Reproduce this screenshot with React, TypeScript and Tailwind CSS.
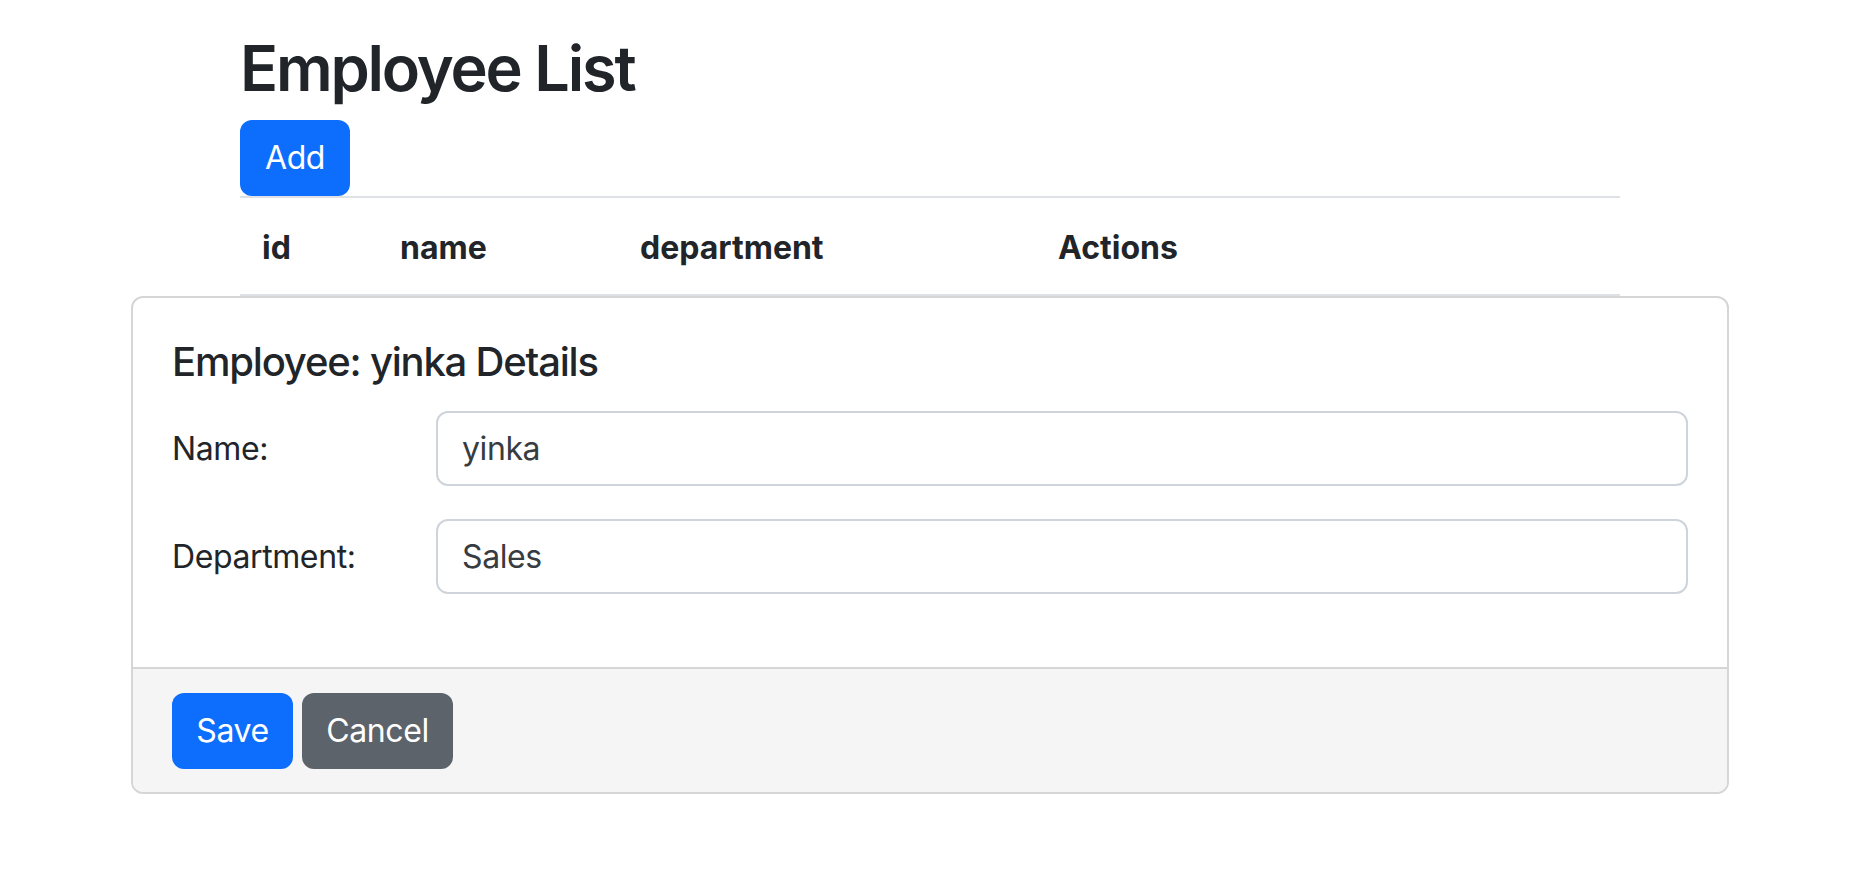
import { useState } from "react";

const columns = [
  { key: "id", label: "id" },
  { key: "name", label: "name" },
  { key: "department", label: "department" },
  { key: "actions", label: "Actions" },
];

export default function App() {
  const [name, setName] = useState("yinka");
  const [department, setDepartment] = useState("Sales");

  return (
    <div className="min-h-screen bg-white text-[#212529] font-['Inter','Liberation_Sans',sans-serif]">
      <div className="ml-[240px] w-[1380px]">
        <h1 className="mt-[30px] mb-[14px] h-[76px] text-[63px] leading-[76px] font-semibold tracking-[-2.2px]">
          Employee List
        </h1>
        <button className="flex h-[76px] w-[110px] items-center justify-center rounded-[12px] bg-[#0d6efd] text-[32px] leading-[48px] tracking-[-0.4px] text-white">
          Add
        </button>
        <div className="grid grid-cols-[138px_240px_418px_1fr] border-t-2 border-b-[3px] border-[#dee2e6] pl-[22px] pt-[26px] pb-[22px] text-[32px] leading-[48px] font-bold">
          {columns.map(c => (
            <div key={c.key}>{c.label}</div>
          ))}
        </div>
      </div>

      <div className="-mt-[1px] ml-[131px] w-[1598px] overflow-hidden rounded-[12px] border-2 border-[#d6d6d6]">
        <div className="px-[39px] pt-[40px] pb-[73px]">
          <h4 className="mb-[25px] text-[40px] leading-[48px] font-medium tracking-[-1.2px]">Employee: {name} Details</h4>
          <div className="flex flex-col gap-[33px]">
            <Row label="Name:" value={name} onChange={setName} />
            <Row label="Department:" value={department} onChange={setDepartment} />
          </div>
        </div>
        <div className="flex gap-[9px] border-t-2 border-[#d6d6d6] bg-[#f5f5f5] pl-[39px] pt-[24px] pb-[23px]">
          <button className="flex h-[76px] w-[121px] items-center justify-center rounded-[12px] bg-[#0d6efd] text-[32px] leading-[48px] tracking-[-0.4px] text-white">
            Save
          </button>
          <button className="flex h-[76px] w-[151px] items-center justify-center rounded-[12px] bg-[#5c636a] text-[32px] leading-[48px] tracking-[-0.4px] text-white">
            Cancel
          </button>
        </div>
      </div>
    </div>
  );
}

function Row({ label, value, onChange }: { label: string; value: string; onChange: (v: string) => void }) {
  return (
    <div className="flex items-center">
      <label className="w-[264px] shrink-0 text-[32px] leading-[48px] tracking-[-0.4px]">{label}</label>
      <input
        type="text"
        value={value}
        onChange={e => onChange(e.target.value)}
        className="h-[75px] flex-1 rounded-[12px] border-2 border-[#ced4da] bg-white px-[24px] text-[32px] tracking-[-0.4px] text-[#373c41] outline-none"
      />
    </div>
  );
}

+===+

**WHAT TO PRODUCE:** Write the full listing out again with every line unchanged, but include no pictures.

**THE COMPLETED TASK:**
Reproduce this screenshot with React, TypeScript and Tailwind CSS.
import { useState } from "react";

const columns = [
  { key: "id", label: "id" },
  { key: "name", label: "name" },
  { key: "department", label: "department" },
  { key: "actions", label: "Actions" },
];

export default function App() {
  const [name, setName] = useState("yinka");
  const [department, setDepartment] = useState("Sales");

  return (
    <div className="min-h-screen bg-white text-[#212529] font-['Inter','Liberation_Sans',sans-serif]">
      <div className="ml-[240px] w-[1380px]">
        <h1 className="mt-[30px] mb-[14px] h-[76px] text-[63px] leading-[76px] font-semibold tracking-[-2.2px]">
          Employee List
        </h1>
        <button className="flex h-[76px] w-[110px] items-center justify-center rounded-[12px] bg-[#0d6efd] text-[32px] leading-[48px] tracking-[-0.4px] text-white">
          Add
        </button>
        <div className="grid grid-cols-[138px_240px_418px_1fr] border-t-2 border-b-[3px] border-[#dee2e6] pl-[22px] pt-[26px] pb-[22px] text-[32px] leading-[48px] font-bold">
          {columns.map(c => (
            <div key={c.key}>{c.label}</div>
          ))}
        </div>
      </div>

      <div className="-mt-[1px] ml-[131px] w-[1598px] overflow-hidden rounded-[12px] border-2 border-[#d6d6d6]">
        <div className="px-[39px] pt-[40px] pb-[73px]">
          <h4 className="mb-[25px] text-[40px] leading-[48px] font-medium tracking-[-1.2px]">Employee: {name} Details</h4>
          <div className="flex flex-col gap-[33px]">
            <Row label="Name:" value={name} onChange={setName} />
            <Row label="Department:" value={department} onChange={setDepartment} />
          </div>
        </div>
        <div className="flex gap-[9px] border-t-2 border-[#d6d6d6] bg-[#f5f5f5] pl-[39px] pt-[24px] pb-[23px]">
          <button className="flex h-[76px] w-[121px] items-center justify-center rounded-[12px] bg-[#0d6efd] text-[32px] leading-[48px] tracking-[-0.4px] text-white">
            Save
          </button>
          <button className="flex h-[76px] w-[151px] items-center justify-center rounded-[12px] bg-[#5c636a] text-[32px] leading-[48px] tracking-[-0.4px] text-white">
            Cancel
          </button>
        </div>
      </div>
    </div>
  );
}

function Row({ label, value, onChange }: { label: string; value: string; onChange: (v: string) => void }) {
  return (
    <div className="flex items-center">
      <label className="w-[264px] shrink-0 text-[32px] leading-[48px] tracking-[-0.4px]">{label}</label>
      <input
        type="text"
        value={value}
        onChange={e => onChange(e.target.value)}
        className="h-[75px] flex-1 rounded-[12px] border-2 border-[#ced4da] bg-white px-[24px] text-[32px] tracking-[-0.4px] text-[#373c41] outline-none"
      />
    </div>
  );
}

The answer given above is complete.